Exercise prompt » The answer is a single number: how many lines hold the string "with".

Data provided »
******************************
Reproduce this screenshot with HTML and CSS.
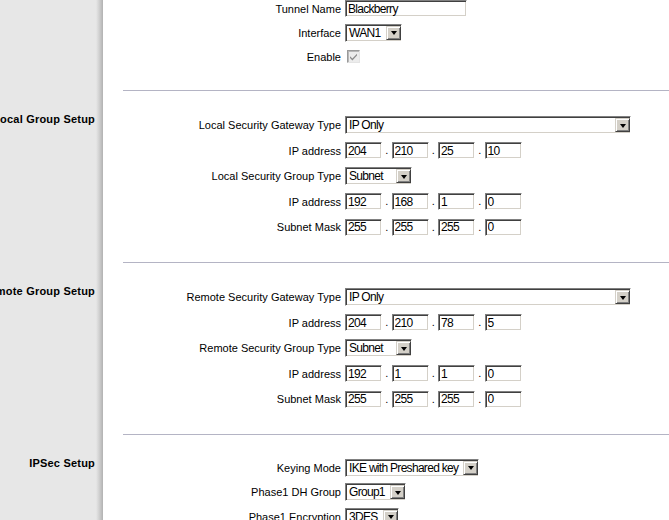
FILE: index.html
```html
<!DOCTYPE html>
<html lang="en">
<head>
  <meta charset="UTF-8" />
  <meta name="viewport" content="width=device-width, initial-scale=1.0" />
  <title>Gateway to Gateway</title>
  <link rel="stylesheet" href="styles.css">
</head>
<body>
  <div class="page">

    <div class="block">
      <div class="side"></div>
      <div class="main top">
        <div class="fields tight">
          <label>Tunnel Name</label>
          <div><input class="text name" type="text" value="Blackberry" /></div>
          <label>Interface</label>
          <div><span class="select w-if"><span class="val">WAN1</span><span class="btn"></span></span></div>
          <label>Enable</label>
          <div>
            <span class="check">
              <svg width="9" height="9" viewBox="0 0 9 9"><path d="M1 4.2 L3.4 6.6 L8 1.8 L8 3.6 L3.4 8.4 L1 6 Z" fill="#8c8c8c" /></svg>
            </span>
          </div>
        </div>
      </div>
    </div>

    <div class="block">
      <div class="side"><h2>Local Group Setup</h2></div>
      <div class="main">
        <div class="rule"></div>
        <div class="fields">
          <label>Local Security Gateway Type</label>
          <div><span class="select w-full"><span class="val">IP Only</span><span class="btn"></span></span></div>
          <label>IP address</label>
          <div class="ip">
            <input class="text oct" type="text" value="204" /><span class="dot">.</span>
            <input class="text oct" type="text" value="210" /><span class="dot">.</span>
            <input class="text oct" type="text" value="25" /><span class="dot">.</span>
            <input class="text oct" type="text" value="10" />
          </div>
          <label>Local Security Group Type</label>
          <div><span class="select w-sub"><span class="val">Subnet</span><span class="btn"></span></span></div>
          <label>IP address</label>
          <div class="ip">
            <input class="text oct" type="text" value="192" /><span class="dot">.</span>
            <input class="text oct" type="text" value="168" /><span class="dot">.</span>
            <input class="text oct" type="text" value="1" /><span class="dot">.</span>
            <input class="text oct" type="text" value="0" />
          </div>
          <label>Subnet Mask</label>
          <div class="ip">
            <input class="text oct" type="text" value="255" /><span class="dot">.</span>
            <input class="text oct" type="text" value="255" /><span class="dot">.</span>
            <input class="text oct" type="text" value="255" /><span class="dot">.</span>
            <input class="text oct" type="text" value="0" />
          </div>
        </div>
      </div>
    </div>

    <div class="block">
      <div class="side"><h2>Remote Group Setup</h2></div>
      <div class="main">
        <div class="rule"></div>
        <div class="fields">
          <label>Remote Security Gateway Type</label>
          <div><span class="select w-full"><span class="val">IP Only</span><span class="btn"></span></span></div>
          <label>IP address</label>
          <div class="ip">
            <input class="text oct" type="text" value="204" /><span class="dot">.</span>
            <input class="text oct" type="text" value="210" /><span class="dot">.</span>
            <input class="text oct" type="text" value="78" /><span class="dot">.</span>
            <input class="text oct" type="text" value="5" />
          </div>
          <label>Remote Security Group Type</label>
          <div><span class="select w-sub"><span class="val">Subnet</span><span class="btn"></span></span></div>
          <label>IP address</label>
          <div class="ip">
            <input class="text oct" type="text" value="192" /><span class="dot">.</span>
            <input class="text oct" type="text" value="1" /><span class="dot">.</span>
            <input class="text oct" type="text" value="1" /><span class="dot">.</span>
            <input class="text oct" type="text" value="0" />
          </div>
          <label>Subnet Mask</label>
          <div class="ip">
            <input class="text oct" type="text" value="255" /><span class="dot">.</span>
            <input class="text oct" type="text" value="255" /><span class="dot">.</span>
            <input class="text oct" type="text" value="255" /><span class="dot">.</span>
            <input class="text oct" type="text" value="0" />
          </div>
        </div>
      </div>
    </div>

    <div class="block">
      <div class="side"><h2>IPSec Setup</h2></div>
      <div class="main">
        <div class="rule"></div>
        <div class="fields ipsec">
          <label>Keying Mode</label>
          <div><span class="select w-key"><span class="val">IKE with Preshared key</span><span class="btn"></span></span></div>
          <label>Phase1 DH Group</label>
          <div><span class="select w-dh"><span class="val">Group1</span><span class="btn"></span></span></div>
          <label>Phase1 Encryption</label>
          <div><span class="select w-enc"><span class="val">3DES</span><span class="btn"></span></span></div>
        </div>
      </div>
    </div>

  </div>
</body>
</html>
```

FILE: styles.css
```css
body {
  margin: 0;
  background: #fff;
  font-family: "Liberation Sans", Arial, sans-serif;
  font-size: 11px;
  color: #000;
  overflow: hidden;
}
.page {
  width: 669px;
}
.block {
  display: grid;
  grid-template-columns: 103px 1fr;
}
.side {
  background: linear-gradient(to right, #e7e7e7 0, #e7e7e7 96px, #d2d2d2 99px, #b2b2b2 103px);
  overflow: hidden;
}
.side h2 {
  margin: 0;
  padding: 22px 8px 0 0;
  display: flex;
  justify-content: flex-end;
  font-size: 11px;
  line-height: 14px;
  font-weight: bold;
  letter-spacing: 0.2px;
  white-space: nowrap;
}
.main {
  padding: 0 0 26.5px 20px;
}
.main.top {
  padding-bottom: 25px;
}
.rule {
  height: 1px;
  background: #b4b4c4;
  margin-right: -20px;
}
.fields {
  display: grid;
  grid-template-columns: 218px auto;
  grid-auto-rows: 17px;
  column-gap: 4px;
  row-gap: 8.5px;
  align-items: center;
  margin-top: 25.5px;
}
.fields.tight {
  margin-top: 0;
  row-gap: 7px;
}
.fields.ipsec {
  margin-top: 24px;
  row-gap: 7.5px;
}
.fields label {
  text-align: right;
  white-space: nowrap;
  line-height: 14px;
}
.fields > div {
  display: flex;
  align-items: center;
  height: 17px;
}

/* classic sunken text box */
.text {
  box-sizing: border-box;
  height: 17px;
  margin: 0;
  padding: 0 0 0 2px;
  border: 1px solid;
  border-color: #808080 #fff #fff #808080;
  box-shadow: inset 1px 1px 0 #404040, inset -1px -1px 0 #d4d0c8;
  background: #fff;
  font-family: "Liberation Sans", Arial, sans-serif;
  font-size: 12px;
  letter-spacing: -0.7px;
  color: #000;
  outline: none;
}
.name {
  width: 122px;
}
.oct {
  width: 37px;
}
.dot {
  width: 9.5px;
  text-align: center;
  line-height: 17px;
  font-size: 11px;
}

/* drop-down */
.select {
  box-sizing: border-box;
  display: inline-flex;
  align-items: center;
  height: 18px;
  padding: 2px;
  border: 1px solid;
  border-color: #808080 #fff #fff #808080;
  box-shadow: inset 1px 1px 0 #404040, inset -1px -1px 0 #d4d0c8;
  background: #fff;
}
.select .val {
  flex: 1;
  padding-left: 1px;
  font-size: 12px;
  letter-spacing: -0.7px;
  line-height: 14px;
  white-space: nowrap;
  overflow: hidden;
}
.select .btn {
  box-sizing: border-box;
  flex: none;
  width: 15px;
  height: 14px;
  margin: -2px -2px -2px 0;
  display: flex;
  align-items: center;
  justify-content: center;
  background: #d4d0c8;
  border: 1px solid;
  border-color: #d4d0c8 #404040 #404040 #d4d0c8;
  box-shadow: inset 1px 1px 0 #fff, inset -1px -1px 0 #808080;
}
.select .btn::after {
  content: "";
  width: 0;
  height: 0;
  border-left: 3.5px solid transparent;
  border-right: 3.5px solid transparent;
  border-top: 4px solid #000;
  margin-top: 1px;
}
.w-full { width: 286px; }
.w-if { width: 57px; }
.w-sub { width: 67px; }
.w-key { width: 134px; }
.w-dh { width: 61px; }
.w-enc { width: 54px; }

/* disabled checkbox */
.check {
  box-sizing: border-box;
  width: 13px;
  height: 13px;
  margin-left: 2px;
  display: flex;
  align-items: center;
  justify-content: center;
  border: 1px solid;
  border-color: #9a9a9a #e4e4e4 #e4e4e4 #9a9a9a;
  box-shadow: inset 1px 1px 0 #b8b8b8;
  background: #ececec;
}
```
******************************
Answer below » 2